Quite simply put, wiltpower exists in the land of “should.”
Think of your own wiltpower narratives. “I should stop eating so much. Stop napping. Stop getting frustrated because my kids don’t want to homeschool.” Basically, I should stop being human, acknowledging that life right now sort of sucks. Wiltpower often goes beyond “a drive to get stuff done and feel accomplished” and morphs into something no one benefits from.
What happens when we can’t muster enough “willpower”? What do we do to ourselves? Berate, belittle, shame, and engage in all sorts of negative talk that ultimately gets us nowhere. No one goes places by feeling like they have failed. And no one is improved by the special sort of assault that we often fling at ourselves when we find we just don’t have the willpower or self control to be as perfect as we perceive other people to be. Willpower meets its mean cousin – wiltpower.
Instead of willpower that wilts us, can we all try to be willing? Sit with the word a minute.
Willing.
It’s a small word shift but an internal transformation that matters. Instead of living in the land of “should”, we live in the land of potential and possibility.
Being willing means you are open to what is happening and open to embracing it. All of it. The good, the bad, the sad and the magical. It means you will start where you are, with what you have. Wiltpower comes from the top and pushes us down, where willingness is from the ground up and lets us build. It transforms us from punisher to cheerleader.
Where wiltpower makes us smaller, willingness gives us permission to grow. We usually invoke wiltpower when we feel negatively about what we are doing (or not doing). We invoke willingness when we are intrigued by something. Think of a baby learning to walk. The entire exercise comes from willingness. Willingness to try, fall down, get up, and do it all over again hundreds of times. If learning to walk came from wiltpower, half of us would still be crawling, telling ourselves how dumb and incapable we are.

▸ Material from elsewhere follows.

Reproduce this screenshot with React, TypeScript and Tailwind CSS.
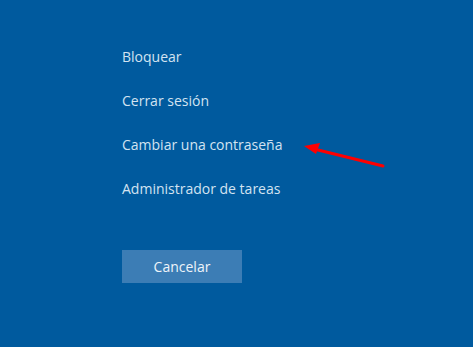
export default function App() {
  const items = ['Bloquear', 'Cerrar sesión', 'Cambiar una contraseña', 'Administrador de tareas']

  return (
    <div className="relative w-[473px] h-[347px] bg-[#005a9e] overflow-hidden font-['Open_Sans','Noto_Sans',sans-serif]">
      <div className="flex flex-col pl-[122px] pt-[46px]">
        {items.map((label) => (
          <div key={label} className="h-[44px] text-[14px] leading-[22px] text-[#d3e3f1]">
            {label}
          </div>
        ))}
        <button
          type="button"
          className="mt-[28px] w-[120px] h-[33px] bg-[#3c7db5] text-[14px] text-[#eef4fa]"
        >
          Cancelar
        </button>
      </div>

      {/* red annotation arrow */}
      <svg className="absolute left-0 top-0" width="473" height="347" viewBox="0 0 473 347">
        <line x1="383" y1="166" x2="314" y2="149" stroke="#ff0000" strokeWidth="3" strokeLinecap="round" />
        <polygon points="304,146 320,143 316,154" fill="#ff0000" />
      </svg>
    </div>
  )
}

Wiltpower is a no. Willingness is a gentle, encouraging yes.
Try to be intrigued by life right now. Be willing to sit still, lay down, waste time with your kids, throw away the “should book” of what you think to be true, and accept that what is best right now might be to simply go with the daily flow of your mood. We are smarter than we think, if we are just willing to listen to ourselves.
Today, stop and ask yourself if your willpower is really just wiltpower in disguise. Are you feeling too negatively toward yourself? Is your goal setting less about moving toward a better version of you and more about keeping up with the Instagram narrative of who the perfect quarantine woman is?
I, for one, am throwing wiltpower away. It doesn’t serve me, and I honestly don’t think it helps anyone. We should not shame ourselves into anything, and especially now. We need to be gentle with ourselves. Don’t see your frustration with your kids in these times as a lack of willpower. Instead, be willing to embrace your humanity and your own acting out. Our kids are acting out and so are we! Feel how empowering it is to admit that? I am willing to admit I am not perfect and that it’s okay if my kids see me as not perfect. At the end of the day, people don’t want perfection. They want authenticity.
I won’t be mad at myself or “should” myself into a shame spiral. I will be willing to be open. I will be willing to embrace small choices that add up to big shifts in how I see each day and feel each moment. I will be willing to believe that I instinctively will make the right choices for my family and for myself. I will be willing to use my willpower for good.
So go out (figuratively) and embrace the day by kicking your wiltpower to the curb and stop “shoulding” all over yourself.